The combination of AI and IoT is accelerating Walmart’s transition. Partnering with tech firm Wiliot, Walmart is deploying battery-free IoT sensors across its U.S. supply chain. Powered by ambient energy—such as radio waves, light, motion, and heat—the sensors track temperature, location, humidity, and dwell time, feeding that data into Walmart’s AI systems to improve inventory accuracy, cold-chain compliance, and overall supply-chain efficiency. Walton plans to deploy the sensors at 500 stores by the end of this year and expand to 4,600 supercenters, neighborhood markets, and over 40 distribution centers by 2026.
This technological shift has evolved further this year into an AI-driven “Super Agent” strategy. Walmart’s Super Agent system includes four agent types that support employees, developers, customers, and suppliers. Their capabilities range from HR inquiries and app-development automation to product-review summarization, recommendations, advertising-campaign setup, and order management. Hari Vasudev, Walmart U.S. vice president and CTO, said, “The Super Agent system reflects years of foundational investment,” adding that it will help Walmart act “faster and more accurately while delivering personalized customer experiences.”

Rising importance of online-offline integration
Walmart’s transformation offers important lessons for the Korean retail sector, which has struggled after falling behind on digital transformation. According to the Ministry of Trade, Industry and Energy, domestic online-retail sales in the first half of 2025 grew 15.8 percent from a year earlier, while offline sales fell 0.1 percent. As mobile shopping, instant delivery, and subscription services reshape consumer behavior, online purchasing is rising across all age groups. Although the pandemic accelerated this shift, many retailers still hesitated to redefine the role of physical stores—leading directly to losses in market share.
Korea’s major retailers, Shinsegae’s E-Mart and Lotte Shopping, have belatedly strengthened their omnichannel strategies. E-Mart has linked its operations with SSG.com, secured over 120 in-store picking-and-packing (PP) centers, and plans to expand large PP centers—capable of fulfilling more than 3,000 orders per day—to over 70 by 2025. Lotte Shopping is renovating 11 stores and expanding its two-hour “quick delivery” service across the company, turning offline stores into logistics hubs.

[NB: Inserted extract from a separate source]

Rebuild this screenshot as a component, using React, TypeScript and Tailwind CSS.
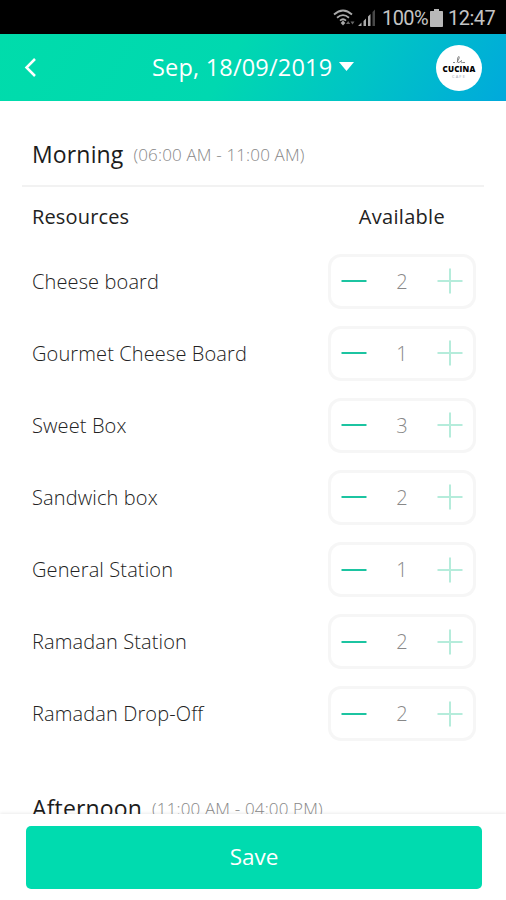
import { useState } from "react";

interface Resource {
  name: string;
  available: number;
}

const INITIAL_RESOURCES: Resource[] = [
  { name: "Cheese board", available: 2 },
  { name: "Gourmet Cheese Board", available: 1 },
  { name: "Sweet Box", available: 3 },
  { name: "Sandwich box", available: 2 },
  { name: "General Station", available: 1 },
  { name: "Ramadan Station", available: 2 },
  { name: "Ramadan Drop-Off", available: 2 },
];

function StatusBar() {
  return (
    <div className="flex h-[34px] shrink-0 items-center justify-end bg-black pr-[11px] pt-[2px] font-['Roboto',sans-serif] text-[20px] leading-none text-[#c4c4c4]">
      <svg className="mr-[3px] h-[18px] w-[22px]" viewBox="0 0 22 18" fill="none" stroke="#aaa" strokeWidth="1.8">
        <path d="M1 5.5Q10 -2.5 19 5.5" />
        <path d="M4 8.7Q10 3.5 16 8.7" />
        <path d="M7 11.6Q10 9 13 11.6" />
        <path d="M10 11.5L12.3 14L10 16.5L7.7 14Z" fill="#aaa" stroke="none" />
        <path d="M13 15L15.2 12L17.2 15ZM17.5 12.5H21.5L19.5 15.5Z" fill="#666" stroke="none" />
      </svg>
      <svg className="mr-[6px] h-[18px] w-[18px]" viewBox="0 0 18 18" fill="#aaa">
        <path d="M0 17L3.5 13.5V17ZM5.5 12L8 9.5V17H5.5ZM10 7.5L12.5 5V17H10Z" />
        <path d="M14.5 3L17 .5V17H14.5Z" fill="#484848" />
      </svg>
      <span className="w-[47px] tracking-[-0.6px]">100%</span>
      <svg className="mr-[5px] ml-px h-[18px] w-[13px]" viewBox="0 0 13 18" fill="#b8b8b8">
        <path d="M4 0H9V2H12C12.6 2 13 2.4 13 3V17C13 17.6 12.6 18 12 18H1C.4 18 0 17.6 0 17V3C0 2.4.4 2 1 2H4Z" />
      </svg>
      <span className="w-[47px] tracking-[-0.5px]">12:47</span>
    </div>
  );
}

function Header() {
  return (
    <header className="flex h-[67px] shrink-0 items-center bg-[linear-gradient(120deg,#00dcab_0%,#00d8b0_45%,#00c4c5_71%,#00a9dc_100%)] pl-[24px] pr-[24px] text-white">
      <button className="flex h-8 w-8 items-center">
        <svg className="h-[20px] w-[13px]" viewBox="0 0 13 20" fill="none" stroke="currentColor" strokeWidth="2.5">
          <path d="M11 1L2.5 9.5L11 18" />
        </svg>
      </button>
      <button className="ml-[96px] flex items-center">
        <span className="w-[187px] whitespace-nowrap text-left text-[23.5px] tracking-[0.2px]">Sep, 18/09/2019</span>
        <svg className="mb-[2px] h-[9px] w-[15px]" viewBox="0 0 15 9" fill="currentColor">
          <path d="M0 0H15L7.5 9Z" />
        </svg>
      </button>
      <div className="ml-auto flex h-[46px] w-[46px] flex-col items-center justify-center rounded-full bg-white text-black">
        <svg className="h-[9px] w-[15px]" viewBox="0 0 15 9" fill="none" stroke="#777" strokeWidth="0.9">
          <path d="M1 7.5H3M5 7.5C6 5 8 3 7 1.5C5.5 1.5 5 6 6 7.5C7 8 9 6 9.5 5.5C8.5 8 10 8 10.5 7.5H13" />
        </svg>
        <span className="text-[8px] leading-[9px] font-extrabold tracking-[0.2px]">CUCINA</span>
        <span className="text-[4px] leading-[7px] tracking-[1.2px] text-gray-400">CAFE</span>
      </div>
    </header>
  );
}

function Stepper({ value, onChange }: { value: number; onChange: (value: number) => void }) {
  return (
    <div className="flex h-[55px] w-[148px] items-center justify-between rounded-[13px] border-[3px] border-[#f6f6f6] px-[10px]">
      <button onClick={() => onChange(Math.max(0, value - 1))}>
        <svg className="h-[26px] w-[26px]" viewBox="0 0 26 26" stroke="#1cc4a1" strokeWidth="2">
          <path d="M.5 13H25.5" />
        </svg>
      </button>
      <span className="pt-px text-[20px] font-light text-[#888]">{value}</span>
      <button onClick={() => onChange(value + 1)}>
        <svg className="h-[26px] w-[26px]" viewBox="0 0 26 26" stroke="#b5ecdb" strokeWidth="2">
          <path d="M.5 13H25.5M13 .5V25.5" />
        </svg>
      </button>
    </div>
  );
}

function SectionTitle({ title, hours }: { title: string; hours: string }) {
  return (
    <div className="flex h-[30px] items-center gap-[10px] whitespace-nowrap pl-[10px]">
      <h2 className="text-[23px] leading-[30px] tracking-[0.15px] text-[#1c1c1c]">{title}</h2>
      <span className="pt-[2px] text-[17px] leading-[30px] font-light tracking-[0.15px] text-[#888]">{hours}</span>
    </div>
  );
}

export default function App() {
  const [resources, setResources] = useState(INITIAL_RESOURCES);

  const setAvailable = (index: number, available: number) => {
    setResources(resources.map((item, i) => (i === index ? { ...item, available } : item)));
  };

  return (
    <div className="flex h-[900px] w-[506px] flex-col overflow-hidden bg-white font-['Open_Sans',sans-serif]">
      <StatusBar />
      <Header />

      <main className="min-h-0 flex-1 overflow-hidden px-[22px] pt-[38px]">
        <SectionTitle title="Morning" hours="(06:00 AM - 11:00 AM)" />
        <div className="mt-[16px] h-[2px] bg-[#f2f2f2]" />

        <div className="mt-[16px] flex h-[28px] items-center justify-between pl-[10px] pr-[39px] text-[20px] tracking-[0.15px] text-[#222]">
          <span>Resources</span>
          <span className="tracking-[0.3px]">Available</span>
        </div>

        <ul className="mt-[14px] pl-[10px] pr-[8px]">
          {resources.map((item, index) => (
            <li key={item.name} className="flex h-[72.15px] items-center justify-between">
              <span className="pt-px text-[20px] font-light tracking-[0.12px] text-[#222]">{item.name}</span>
              <Stepper value={item.available} onChange={(value) => setAvailable(index, value)} />
            </li>
          ))}
        </ul>

        <div className="mt-[43px]">
          <SectionTitle title="Afternoon" hours="(11:00 AM - 04:00 PM)" />
        </div>
      </main>

      <footer className="h-[86px] shrink-0 bg-white px-[26px] pt-[12px] shadow-[0_-1px_3px_rgba(0,0,0,0.08)]">
        <button className="h-[63px] w-[456px] rounded-[5px] bg-[#00dbaf] pb-[2px] text-[22.5px] text-white">Save</button>
      </footer>
    </div>
  );
}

These moves show Korea’s retail market shifting toward an omnichannel model in which offline stores focus on fulfillment and in-person experiences, while online platforms handle browsing, ordering, and payment.
AI and digital logistics are the foundation of this strategy. E-Mart is partnering with KT to advance automation, AI-driven logistics optimization, and smart-warehouse development, while GS Retail plans to deploy automated routing and scheduling systems. The industry expects AI-driven personalization to boost conversion rates by an average of 26 percent and integrated customer-experience strategies to increase lifetime customer value by more than 30 percent. However, the aggressive expansion of low-price global platforms such as Temu, Shein, and Alibaba raises uncertainty over whether these optimistic projections can be realized.
The situation at Homeplus—a retailer that once ranked second among Korea’s big-box chains—illustrates the consequences of missing the digital-transformation window. Despite entering court receivership in March and nearing sale completion, skepticism surrounding the deal remains pervasive. A private-equity official noted, “The decline of offline retail combined with the failure to execute digital transformation has sharply reduced Homeplus’s appeal,” adding that without cost restructuring, business redesign, or strong partnerships, its turnaround prospects remain limited.